I’ve been recently realizing that nobody sees this blog, so it is doing the job I hoped it would do. And that is to serve as a journal that has the possibility of being seen. For you see, the last time I wrote in any kind of a journal, it was hell to read through because I was writing as if it would never be seen by anyone. And for me, that creates shitty writing.

And my spider seems to have died after sucking all the blood out of some huge insect. Maybe the blood was poisoned or the spider ate too damn much.

My internship just turned into a full time Webmaster position. So now I am an entry-level webmaster. Shit. Who ever heard of an entry level webmaster? This job is doomed.

Iowa City Visit

July 29, 2001

I recently visited the fine city of Iowa City, Iowa for my sister’s graduation from the University of Iowa. I’ve been away from Iowa for about 5 years and away from the Midwest for a little more than a year. When I go back to the Midwest I enjoy the laid backness and its obvious contrast to the workin-it scene of New York. I’ve been in New York for a little more than a year, and the more I get used to it, the more I think about going elsewhere to be lazy. Nevertheless, I expect to stay another 4 years or so.

For I desire the MONEY.

Women in the Workplace

July 12, 2001

My mom always tells me about how women are underrepresented and underpaid in the workforce of today’s America. She’s quite angry about it.

But since I’ve been in New York, it seems the only people I have ever interviewed with or worked with have been women. I’ve only worked with one man since I’ve been here, and I’ve worked with one million women.

Maybe it’s the profession, maybe it’s the city. But either way, sometimes I remember with strange fondness the old days of working with old cranky racist homophobic sexist Wastewater Treatment Men.

It seems my whole life I’ve been hanging out with thrice as many women as men. Perhaps that’s why I am such a woman.

Shitty Jobs

June 30, 2001

Last night I was watching Whipple’s World for some reason, and he was asking celebrities what their worst summer jobs were. I think most of them were working at the donut shop or things of that nature. I wasn’t really paying attention because I was making macaroni and cheese.
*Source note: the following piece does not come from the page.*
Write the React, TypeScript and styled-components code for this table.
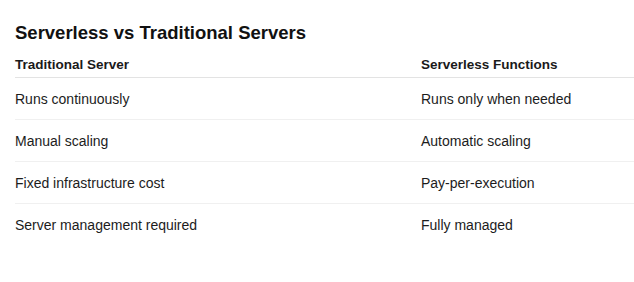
import { Fragment } from "react";
import styled, { createGlobalStyle } from "styled-components";

const GlobalStyle = createGlobalStyle`
  body {
    margin: 0;
    background: #fff;
    font-family: "Liberation Sans", Arial, sans-serif;
    color: #1a1a1a;
  }
`;

const Page = styled.div`
  padding: 19px 0 0 15px;
`;

const Title = styled.h2`
  margin: 0 0 4px;
  font-size: 18.5px;
  font-weight: 700;
  line-height: 28px;
  color: #111;
`;

const Table = styled.div`
  display: grid;
  grid-template-columns: 406px 1fr;
`;

const HeadCell = styled.div`
  font-size: 13.5px;
  font-weight: 700;
  line-height: 18px;
  padding: 5px 0 3px;
  border-bottom: 1px solid #e3e3e3;
`;

const Cell = styled.div<{ $last?: boolean }>`
  font-size: 14px;
  line-height: 17px;
  padding: 13px 0 11px;
  color: #1c1c1c;
  border-bottom: 1px solid ${(p) => (p.$last ? "transparent" : "#f0f0f0")};
`;

const rows = [
  ["Runs continuously", "Runs only when needed"],
  ["Manual scaling", "Automatic scaling"],
  ["Fixed infrastructure cost", "Pay-per-execution"],
  ["Server management required", "Fully managed"],
];

export default function App() {
  return (
    <>
      <GlobalStyle />
      <Page>
        <Title>Serverless vs Traditional Servers</Title>
        <Table>
          <HeadCell>Traditional Server</HeadCell>
          <HeadCell>Serverless Functions</HeadCell>
          {rows.map((r, i) => (
            <Fragment key={i}>
              <Cell $last={i === rows.length - 1}>{r[0]}</Cell>
              <Cell $last={i === rows.length - 1}>{r[1]}</Cell>
            </Fragment>
          ))}
        </Table>
      </Page>
    </>
  );
}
Anyway, now that I’m searching for full time employment, I’ve forgotten about the summer job scene. Ah, the shitty summer job. My summer jobs have included:

  • caddying at the Joliet Country Club
  • delivering papers for the Des Moines Register
  • detasseling near Cedar Falls, Iowa
  • working at the Des Moines Wastewater Treatment plant
  • framing shitty pictures at Michael’s Arts and Crafts in Des Moines

I’m not sure which job was the worst, but I sure didn’t last too long with the framing. The Wastewater Treatment plant was quite interesting visually, with all the underground passageways and the pipes everywhere and the big-assed engines. And gallons upon gallons of straight SHIT.

All-Nighter

June 30, 2001

I have just pulled my first all-nighter since college. There’s something interesting about an all-nighter. It makes you see the morning.

A Space Odyssey and Moby Dick

June 30, 2001

I have just finally seen 2001: A Space Odyssey and I’m just finally reading Moby Dick. I have recently begun reading the books and seeing the movies that seem to have a certain cultural significance by the amount of times I have heard or seen them referenced. In short, I am reading the books everyone read in high school and seeing the movies everyone saw in high school.

What I have found humorous in Moby Dick is this passage spoken by the head of a rowboat trying to catch up to a whale:

“Start her, start her, my men! Don’t hurry yourselves; take plenty of time—but start her; start her like thunder-claps, that’s all,” cried Stubb, spluttering out the smoke as he spoke.
“Start her, now give ’em the long and strong stroke, Tashtego. Start her, Tash, my boy—start her, all—but keep cool, keep cool—cucumbers is the word—easy, easy—only start her like grim death and grinning devils, and raise the buried dead perpendicular out of their graves, boys—that’s all. Start her!”

Introduction

June 30, 2001

Today I have learned more than usual about web design. Next goal is creating liquid pages. Then my sites won’t be so damn small-looking on the large monitors.

Over the past year I have been turning more and more towards web design than illustration. It started out with switching to the Design program from the Illustration program one semester before graduation. I feared the freelance life. So I got into print design, and then into web design in hopes of landing a full-time gig. It’s been a while, but I’m still learning. Still learning how to interview with enthusiasm. Still learning how to prepare for working on a team. Still learning how to communicate with others who seem to know more about it than I do. I am teaching myself, with help from online tutorials and I am getting better at it steadily. And doing less illustration.

I am not making much money doing web work OR illustration, so it doesn’t matter yet. But it will soon.